Leaving out every picture, quote the data below exactly as it appears.

>> begin

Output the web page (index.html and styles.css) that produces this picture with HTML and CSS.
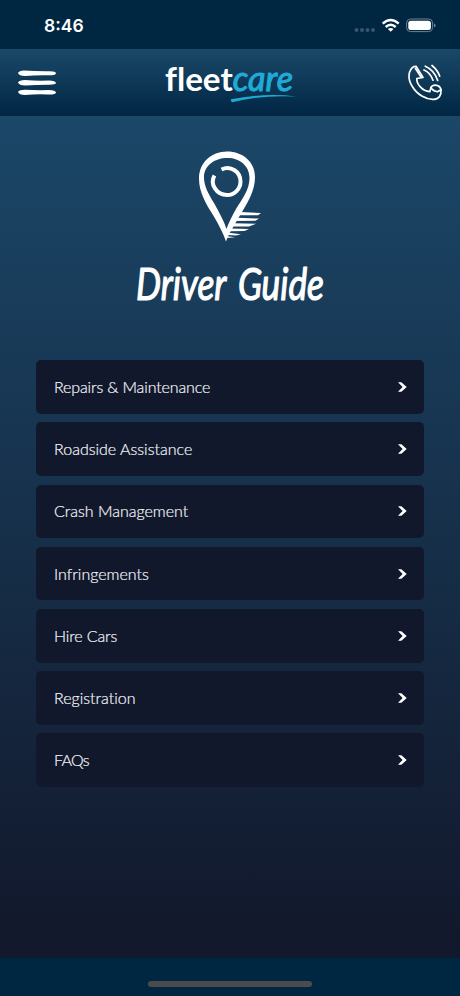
FILE: index.html
```html
<!DOCTYPE html>
<html lang="en">
<head>
<meta charset="utf-8">
<title>Fleetcare Driver Guide</title>
<link rel="stylesheet" href="styles.css">
</head>
<body>
<div class="app">
  <div class="status">
    <span class="time">8:46</span>
    <svg class="indicators" width="84" height="20" viewBox="352 16 84 20">
      <g fill="#36566e"><circle cx="356.500" cy="30" r="2"/><circle cx="362" cy="30" r="2"/><circle cx="367.500" cy="30" r="2"/><circle cx="373" cy="30" r="2"/></g>
      <g fill="none" stroke="#fff" stroke-width="2.500"><path d="M382.700 23.600Q390.700 16.400 398.700 23.600"/><path d="M385.700 27Q390.700 22.600 395.700 27"/></g>
      <path d="M387.900 29Q390.700 26.800 393.500 29L390.700 31.800Z" fill="#fff"/>
      <rect x="406.600" y="19" width="26" height="12.600" rx="4" fill="none" stroke="#6d8393"/>
      <rect x="408.300" y="20.700" width="22.600" height="9.200" rx="2.500" fill="#fff"/>
      <path d="M434 23.200Q435.600 24 435.600 25.300T434 27.400Z" fill="#6d8393"/>
    </svg>
  </div>
  <header class="header">
    <svg class="menu" width="40" height="28" viewBox="17 69 40 28" fill="#fff">
      <path d="M18 73Q19 70.700 24 70.600Q35 71.300 50 71.200Q56 71.300 56 73.400Q55.500 75.300 49 75.300Q36 75 25 76Q19 76 18 73Z"/>
      <path d="M18 82.400Q19 80.300 25 80Q37 81 49 80.500Q55.500 80.700 56 83Q55.500 84.900 48 84.700Q36 84.700 25 85.400Q19 85.400 18 82.400Z"/>
      <path d="M18 92Q19 89.800 25 89.700Q37 90.400 49 90Q55.500 90.200 56 92.500Q55.500 94.800 48 94.500Q36 94 25 95Q19 95 18 92Z"/>
    </svg>
    <svg class="logo" width="144" height="60" viewBox="158 50 144 60">
      <text class="fleet" x="165" y="90.500" textLength="128" lengthAdjust="spacingAndGlyphs">fleet<tspan class="care">care</tspan></text>
      <path d="M231 99.200Q230.500 101 232 102.200Q259 94.800 296 96.500Q266 92.500 231 99.200Z" fill="#20abd7"/>
    </svg>
    <svg class="phone" width="38" height="40" viewBox="406 63 38 40" fill="none" stroke="#fff" stroke-width="1.700" stroke-linecap="round" stroke-linejoin="round">
      <path d="M414 66.500C408 70 407.500 79 412 86C417 94.500 426 100 434 99.300C439 99 441.500 95 441 89.800C440.600 86 436 84 432.500 85.700C430.500 86.800 430.500 89 429.800 91.700C422 91 416.500 84 416.800 78.500L423 77.500L416 66.300Z"/>
      <path d="M415.300 68.200L421.200 77.300M430.800 87.500Q433 91.200 437.500 91.700L441 89.700"/>
      <path d="M424 70Q430.500 72.800 433 80.200M425.300 66.200Q434.500 70.200 437.700 80.500M432 65.500Q437.500 70 439.700 76.200"/>
    </svg>
  </header>
  <main class="content">
    <svg class="hero" width="240" height="180" viewBox="110 145 240 180">
      <g fill="#fff">
        <path fill-rule="evenodd" d="M227 151.500C211 151.500 199 163 199 178.500C199 192 205.500 203 213 215C219 225 223.500 234 226 241.500C228.500 234 234 226 239 217C247 203 255 192 255 177C255 162 243 151.500 227 151.500ZM227.500 158C240 158 249.500 166 249.500 178C249.500 190 242 199 236 209C232 216 228.500 223 226.500 229C224 221 219 212 214 203C208 193 204 186 204 177C204 166 214 158 227.500 158Z"/>
        <path d="M240 212L261 213L258 215.300L238 215.300ZM237 217.800L259 218.600L255.500 220.800L235 221ZM234 223.300L256 223.800L249 226.600L232 226.600ZM231 228.500L249 229L244.500 231L229.500 231.300ZM229 232.800L241 234.200L236 235.500L228 235ZM227.500 236.200L235 237.200L227 238Z"/>
      </g>
      <path d="M221.500 169.500C231 165 240.500 172 240.500 181.500C240.500 189 234.500 195 227 195C216.500 195 209.500 184 214.500 175.500" fill="none" stroke="#fff" stroke-width="4"/>
      <text class="title" x="136" y="299.500" textLength="188" lengthAdjust="spacingAndGlyphs">Driver Guide</text>
    </svg>
    <nav class="list">
      <a class="row"><span class="snug">Repairs &amp; Maintenance</span><svg class="chev" viewBox="0 0 10 10"><path d="M1 0.300H4.400L9.700 5L4.400 9.700H1L5.600 5Z"/></svg></a>
      <a class="row"><span>Roadside Assistance</span><svg class="chev" viewBox="0 0 10 10"><path d="M1 0.300H4.400L9.700 5L4.400 9.700H1L5.600 5Z"/></svg></a>
      <a class="row"><span>Crash Management</span><svg class="chev" viewBox="0 0 10 10"><path d="M1 0.300H4.400L9.700 5L4.400 9.700H1L5.600 5Z"/></svg></a>
      <a class="row"><span>Infringements</span><svg class="chev" viewBox="0 0 10 10"><path d="M1 0.300H4.400L9.700 5L4.400 9.700H1L5.600 5Z"/></svg></a>
      <a class="row"><span class="snug">Hire Cars</span><svg class="chev" viewBox="0 0 10 10"><path d="M1 0.300H4.400L9.700 5L4.400 9.700H1L5.600 5Z"/></svg></a>
      <a class="row"><span>Registration</span><svg class="chev" viewBox="0 0 10 10"><path d="M1 0.300H4.400L9.700 5L4.400 9.700H1L5.600 5Z"/></svg></a>
      <a class="row"><span class="tight">FAQs</span><svg class="chev" viewBox="0 0 10 10"><path d="M1 0.300H4.400L9.700 5L4.400 9.700H1L5.600 5Z"/></svg></a>
    </nav>
  </main>
  <footer class="footer"><div class="home"></div></footer>
</div>
</body>
</html>
```
FILE: styles.css
```css
* { box-sizing: border-box; }
body { margin: 0; background: #002742; }
.app { width: 460px; height: 996px; display: flex; flex-direction: column; color: #fff; }
.status { height: 49px; background: #002742; display: flex; justify-content: space-between; padding: 16px 24px 0 44px; }
.time { font: 600 17.500px/20px Inter, sans-serif; }
.header { height: 67px; background: linear-gradient(#1b4868, #002744); display: flex; justify-content: space-between; padding: 0 16px 0 17px; }
.menu { margin-top: 20px; }
.logo { margin: 1px 0 0 -3px; }
.phone { margin-top: 14px; }
.fleet { font: 700 33px Lato, sans-serif; font-variant-ligatures: none; fill: #fff; }
.care { font-style: italic; font-weight: 400; fill: #20abd7; stroke: #20abd7; stroke-width: 1; font-size: 34px; }
.content { height: 842px; background: linear-gradient(#1b4768, #12192d 96%); display: flex; flex-direction: column; align-items: center; padding-top: 29px; }
.hero { display: block; }
.title { font: italic 400 45px Lato, sans-serif; word-spacing: 5px; fill: #fff; stroke: #fff; stroke-width: 1.200; stroke-linejoin: round; }
.list { width: 388px; margin-top: 35.300px; display: flex; flex-direction: column; gap: 8.700px; }
.row { height: 53.500px; border-radius: 5px; background: #12182b; display: flex; align-items: center; justify-content: space-between; padding: 0 17px 0 18px; font: 300 16px/20px Lato, sans-serif; font-variant-ligatures: none; color: #f4f6fb; -webkit-text-stroke: 0.200px #f4f6fb; }
.snug { letter-spacing: -0.140px; }
.tight { letter-spacing: -0.700px; }
.chev { width: 10px; height: 10px; fill: #fff; }
.footer { flex: 1; background: #002742; display: flex; justify-content: center; padding-top: 23px; }
.home { width: 164px; height: 6px; border-radius: 3px; background: #4b4b4b; }
```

>> end

**Solution**
Output the web page (index.html and styles.css) that produces this picture with HTML and CSS.
FILE: index.html
```html
<!DOCTYPE html>
<html lang="en">
<head>
<meta charset="utf-8">
<title>Fleetcare Driver Guide</title>
<link rel="stylesheet" href="styles.css">
</head>
<body>
<div class="app">
  <div class="status">
    <span class="time">8:46</span>
    <svg class="indicators" width="84" height="20" viewBox="352 16 84 20">
      <g fill="#36566e"><circle cx="356.500" cy="30" r="2"/><circle cx="362" cy="30" r="2"/><circle cx="367.500" cy="30" r="2"/><circle cx="373" cy="30" r="2"/></g>
      <g fill="none" stroke="#fff" stroke-width="2.500"><path d="M382.700 23.600Q390.700 16.400 398.700 23.600"/><path d="M385.700 27Q390.700 22.600 395.700 27"/></g>
      <path d="M387.900 29Q390.700 26.800 393.500 29L390.700 31.800Z" fill="#fff"/>
      <rect x="406.600" y="19" width="26" height="12.600" rx="4" fill="none" stroke="#6d8393"/>
      <rect x="408.300" y="20.700" width="22.600" height="9.200" rx="2.500" fill="#fff"/>
      <path d="M434 23.200Q435.600 24 435.600 25.300T434 27.400Z" fill="#6d8393"/>
    </svg>
  </div>
  <header class="header">
    <svg class="menu" width="40" height="28" viewBox="17 69 40 28" fill="#fff">
      <path d="M18 73Q19 70.700 24 70.600Q35 71.300 50 71.200Q56 71.300 56 73.400Q55.500 75.300 49 75.300Q36 75 25 76Q19 76 18 73Z"/>
      <path d="M18 82.400Q19 80.300 25 80Q37 81 49 80.500Q55.500 80.700 56 83Q55.500 84.900 48 84.700Q36 84.700 25 85.400Q19 85.400 18 82.400Z"/>
      <path d="M18 92Q19 89.800 25 89.700Q37 90.400 49 90Q55.500 90.200 56 92.500Q55.500 94.800 48 94.500Q36 94 25 95Q19 95 18 92Z"/>
    </svg>
    <svg class="logo" width="144" height="60" viewBox="158 50 144 60">
      <text class="fleet" x="165" y="90.500" textLength="128" lengthAdjust="spacingAndGlyphs">fleet<tspan class="care">care</tspan></text>
      <path d="M231 99.200Q230.500 101 232 102.200Q259 94.800 296 96.500Q266 92.500 231 99.200Z" fill="#20abd7"/>
    </svg>
    <svg class="phone" width="38" height="40" viewBox="406 63 38 40" fill="none" stroke="#fff" stroke-width="1.700" stroke-linecap="round" stroke-linejoin="round">
      <path d="M414 66.500C408 70 407.500 79 412 86C417 94.500 426 100 434 99.300C439 99 441.500 95 441 89.800C440.600 86 436 84 432.500 85.700C430.500 86.800 430.500 89 429.800 91.700C422 91 416.500 84 416.800 78.500L423 77.500L416 66.300Z"/>
      <path d="M415.300 68.200L421.200 77.300M430.800 87.500Q433 91.200 437.500 91.700L441 89.700"/>
      <path d="M424 70Q430.500 72.800 433 80.200M425.300 66.200Q434.500 70.200 437.700 80.500M432 65.500Q437.500 70 439.700 76.200"/>
    </svg>
  </header>
  <main class="content">
    <svg class="hero" width="240" height="180" viewBox="110 145 240 180">
      <g fill="#fff">
        <path fill-rule="evenodd" d="M227 151.500C211 151.500 199 163 199 178.500C199 192 205.500 203 213 215C219 225 223.500 234 226 241.500C228.500 234 234 226 239 217C247 203 255 192 255 177C255 162 243 151.500 227 151.500ZM227.500 158C240 158 249.500 166 249.500 178C249.500 190 242 199 236 209C232 216 228.500 223 226.500 229C224 221 219 212 214 203C208 193 204 186 204 177C204 166 214 158 227.500 158Z"/>
        <path d="M240 212L261 213L258 215.300L238 215.300ZM237 217.800L259 218.600L255.500 220.800L235 221ZM234 223.300L256 223.800L249 226.600L232 226.600ZM231 228.500L249 229L244.500 231L229.500 231.300ZM229 232.800L241 234.200L236 235.500L228 235ZM227.500 236.200L235 237.200L227 238Z"/>
      </g>
      <path d="M221.500 169.500C231 165 240.500 172 240.500 181.500C240.500 189 234.500 195 227 195C216.500 195 209.500 184 214.500 175.500" fill="none" stroke="#fff" stroke-width="4"/>
      <text class="title" x="136" y="299.500" textLength="188" lengthAdjust="spacingAndGlyphs">Driver Guide</text>
    </svg>
    <nav class="list">
      <a class="row"><span class="snug">Repairs &amp; Maintenance</span><svg class="chev" viewBox="0 0 10 10"><path d="M1 0.300H4.400L9.700 5L4.400 9.700H1L5.600 5Z"/></svg></a>
      <a class="row"><span>Roadside Assistance</span><svg class="chev" viewBox="0 0 10 10"><path d="M1 0.300H4.400L9.700 5L4.400 9.700H1L5.600 5Z"/></svg></a>
      <a class="row"><span>Crash Management</span><svg class="chev" viewBox="0 0 10 10"><path d="M1 0.300H4.400L9.700 5L4.400 9.700H1L5.600 5Z"/></svg></a>
      <a class="row"><span>Infringements</span><svg class="chev" viewBox="0 0 10 10"><path d="M1 0.300H4.400L9.700 5L4.400 9.700H1L5.600 5Z"/></svg></a>
      <a class="row"><span class="snug">Hire Cars</span><svg class="chev" viewBox="0 0 10 10"><path d="M1 0.300H4.400L9.700 5L4.400 9.700H1L5.600 5Z"/></svg></a>
      <a class="row"><span>Registration</span><svg class="chev" viewBox="0 0 10 10"><path d="M1 0.300H4.400L9.700 5L4.400 9.700H1L5.600 5Z"/></svg></a>
      <a class="row"><span class="tight">FAQs</span><svg class="chev" viewBox="0 0 10 10"><path d="M1 0.300H4.400L9.700 5L4.400 9.700H1L5.600 5Z"/></svg></a>
    </nav>
  </main>
  <footer class="footer"><div class="home"></div></footer>
</div>
</body>
</html>
```
FILE: styles.css
```css
* { box-sizing: border-box; }
body { margin: 0; background: #002742; }
.app { width: 460px; height: 996px; display: flex; flex-direction: column; color: #fff; }
.status { height: 49px; background: #002742; display: flex; justify-content: space-between; padding: 16px 24px 0 44px; }
.time { font: 600 17.500px/20px Inter, sans-serif; }
.header { height: 67px; background: linear-gradient(#1b4868, #002744); display: flex; justify-content: space-between; padding: 0 16px 0 17px; }
.menu { margin-top: 20px; }
.logo { margin: 1px 0 0 -3px; }
.phone { margin-top: 14px; }
.fleet { font: 700 33px Lato, sans-serif; font-variant-ligatures: none; fill: #fff; }
.care { font-style: italic; font-weight: 400; fill: #20abd7; stroke: #20abd7; stroke-width: 1; font-size: 34px; }
.content { height: 842px; background: linear-gradient(#1b4768, #12192d 96%); display: flex; flex-direction: column; align-items: center; padding-top: 29px; }
.hero { display: block; }
.title { font: italic 400 45px Lato, sans-serif; word-spacing: 5px; fill: #fff; stroke: #fff; stroke-width: 1.200; stroke-linejoin: round; }
.list { width: 388px; margin-top: 35.300px; display: flex; flex-direction: column; gap: 8.700px; }
.row { height: 53.500px; border-radius: 5px; background: #12182b; display: flex; align-items: center; justify-content: space-between; padding: 0 17px 0 18px; font: 300 16px/20px Lato, sans-serif; font-variant-ligatures: none; color: #f4f6fb; -webkit-text-stroke: 0.200px #f4f6fb; }
.snug { letter-spacing: -0.140px; }
.tight { letter-spacing: -0.700px; }
.chev { width: 10px; height: 10px; fill: #fff; }
.footer { flex: 1; background: #002742; display: flex; justify-content: center; padding-top: 23px; }
.home { width: 164px; height: 6px; border-radius: 3px; background: #4b4b4b; }
```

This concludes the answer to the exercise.